Connecticut Superior Court Judicial District of New Haven at New Haven
Jan 5, 2006
2006 Ct. Sup. 119 (Conn. Super. Ct. 2006)

Opinion

No. CV-05-4010486 S

January 5, 2006


MEMORANDUM OF DECISION RE MOTION TO STRIKE ( #108)


The plaintiff insurer brings this action against the defendant claiming that the defendant owes a premium balance for insurance which it provided to the defendant.

The defendant, in addition to denying the plaintiff's claim, has filed a three-count counterclaim. In its counterclaim, the defendant claims that the plaintiff miscalculated the premium due by using an improper classification code and an improper payroll amount. The defendant further alleges that in calculating its audit adjustment the plaintiff knew or should have known it was using an improper classification code which would result in a substantial increase in premium.

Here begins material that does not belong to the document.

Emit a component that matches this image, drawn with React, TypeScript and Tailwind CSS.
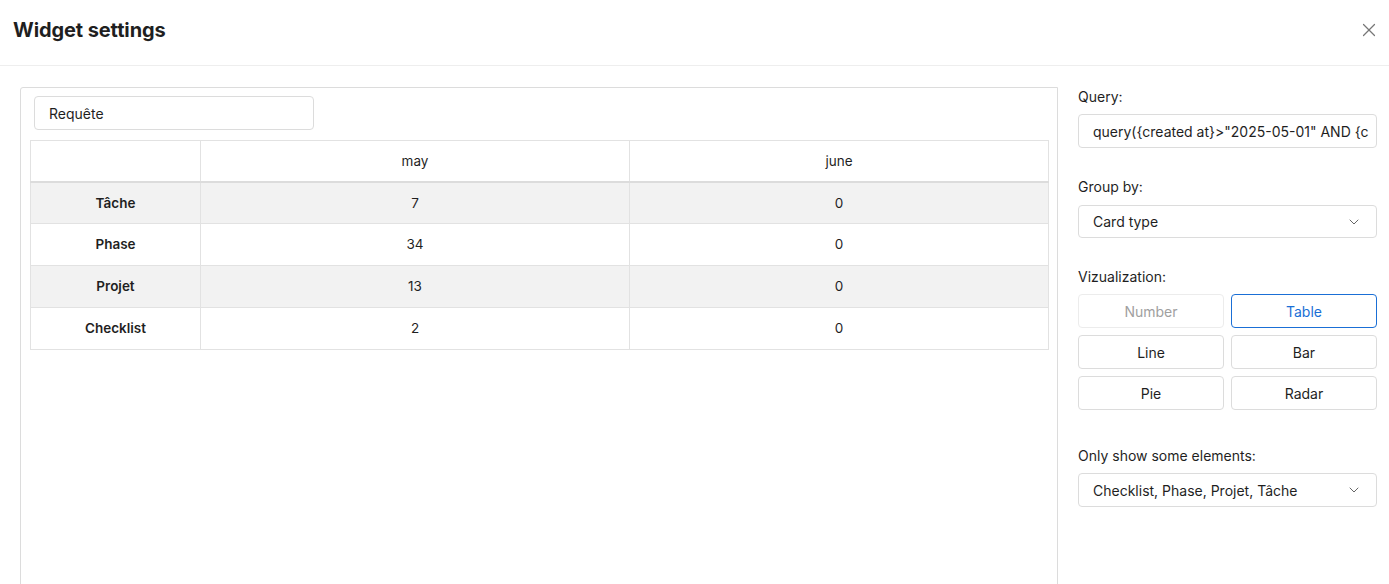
import { ChevronDown, X } from 'lucide-react'
import clsx from 'clsx'

const ROWS = [
  { label: 'Tâche',     may: 7,  june: 0 },
  { label: 'Phase',     may: 34, june: 0 },
  { label: 'Projet',    may: 13, june: 0 },
  { label: 'Checklist', may: 2,  june: 0 },
]

const VIZ = ['Number', 'Table', 'Line', 'Bar', 'Pie', 'Radar']

export default function App() {
  return (
    <div className="h-[584px] overflow-hidden bg-white text-[#1f1f1f] font-['Inter',sans-serif]">
      {/* Header */}
      <div className="h-[66px] flex items-center justify-between pl-[13px] pr-[9px] pb-[6px] border-b border-[#eeeeee]">
        <h1 className="text-[20px] font-bold tracking-[-0.1px]">Widget settings</h1>
        <X size={22} strokeWidth={1.3} className="text-[#777]" />
      </div>

      <div className="flex gap-[20px] pl-[20px] pr-[12px] pt-[21px]">
        {/* Preview */}
        <div className="w-[1038px] h-[520px] border border-[#dcdcdc] rounded-tl-[3px] pt-[8px] px-[9px]">
          <div className="ml-[4px] w-[280px] h-[34px] border border-[#dcdcdc] rounded-[4px] flex items-center px-[14px] text-[14px]">
            Requête
          </div>
          <table className="mt-[10px] w-[1019px] border-collapse border border-[#e2e2e2] text-[13.5px]">
            <thead>
              <tr className="h-[41px] border-b-2 border-[#dcdcdc]">
                <th className="w-[170px] border-r border-[#e2e2e2]" />
                <th className="w-[429px] font-normal border-r border-[#e2e2e2]">may</th>
                <th className="font-normal">june</th>
              </tr>
            </thead>
            <tbody>
              {ROWS.map((r, i) => (
                <tr key={r.label} className={clsx('h-[42px] border-t border-[#e2e2e2]', i % 2 === 0 && 'bg-[#f2f2f2]')}>
                  <td className="text-center font-semibold border-r border-[#e2e2e2]">{r.label}</td>
                  <td className="text-center border-r border-[#e2e2e2]">{r.may}</td>
                  <td className="text-center">{r.june}</td>
                </tr>
              ))}
            </tbody>
          </table>
        </div>

        {/* Settings */}
        <div className="w-[299px] text-[14px]">
          <p className="leading-[20px]">Query:</p>
          <div className="mt-[7px] h-[34px] border border-[#dcdcdc] rounded-[4px] flex items-center pl-[14px] overflow-hidden">
            <span className="block overflow-hidden whitespace-nowrap">
              query({'{'}created at{'}'}&gt;"2025-05-01" AND {'{'}c
            </span>
          </div>

          <p className="mt-[29px] leading-[20px]">Group by:</p>
          <div className="mt-[8px] h-[33px] border border-[#dcdcdc] rounded-[4px] flex items-center justify-between px-[14px]">
            <span>Card type</span>
            <ChevronDown size={16} strokeWidth={1.5} className="text-[#666]" />
          </div>

          <p className="mt-[29px] leading-[20px]">Vizualization:</p>
          <div className="mt-[7px] grid grid-cols-2 gap-[7px]">
            {VIZ.map(v => (
              <div
                key={v}
                className={clsx(
                  'h-[34px] rounded-[4px] flex items-center justify-center border',
                  v === 'Number' && 'border-[#ececec] text-[#a0a0a0]',
                  v === 'Table' && 'border-[#1a6fd6] text-[#1a6fd6]',
                  v !== 'Number' && v !== 'Table' && 'border-[#dcdcdc]',
                )}
              >
                {v}
              </div>
            ))}
          </div>

          <p className="mt-[36px] leading-[20px]">Only show some elements:</p>
          <div className="mt-[7px] h-[34px] border border-[#dcdcdc] rounded-[4px] flex items-center justify-between px-[14px]">
            <span>Checklist, Phase, Projet, Tâche</span>
            <ChevronDown size={16} strokeWidth={1.5} className="text-[#666]" />
          </div>
        </div>
      </div>
    </div>
  )
}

The defendant also alleges that on information and belief the plaintiff gave its auditor incentives, bonuses and other benefits, financial or otherwise to generate additional premiums through said audits.

Additionally, the defendant alleges that the plaintiff had a policy of reporting overdue and unpaid debts to credit bureau reporting services and warned the plaintiff to "pay promptly to protect your credit history" thereby causing the defendant to likely pay more than the plaintiff was entitled to, to protect his credit history.

The first count of the counterclaim alleges a violation of the Connecticut Unfair Trade Practices Act. The second count alleges the negligent infliction of emotional distress. The third count alleges a breach of the implied covenant of good faith and fair dealing.

The plaintiff has moved to strike all three counts of the counterclaim as insufficient to state a cause of action.

A motion to strike tests the sufficiency of the allegation of a complaint to state a claim upon which relief can be granted. Ferryman v. Groton, 212 Conn. 138, 142 (1989). In ruling upon a motion to strike, the complaint must be construed in a manner most favorable to the plaintiff. (In this case the defendant-plaintiff on the counterclaim.) Sassone v. Lepore, 226 Conn. 773, 780 (1993).

As to the first count of the counterclaim, the plaintiff claims that it fails to state a cause of action for the reason that an insurer's conduct cannot support a claim pursuant to CUTPA unless the conduct alleged would also satisfy the requirements for a claim under the Connecticut Unfair Insurance Practices Act (CUIPA). The court agrees with the plaintiff. In order for an insurer's conduct to be actionable under CUTPA, it must also satisfy the requirements for a claim under CUIPA. Mead v. Burns, 199 Conn. 651 (1986); Lees v. Middlesex Insurance Co., 229 Conn. 842 (1994).

Thus the allegation of the first count are insufficient to state a cause of action pursuant to CUTPA.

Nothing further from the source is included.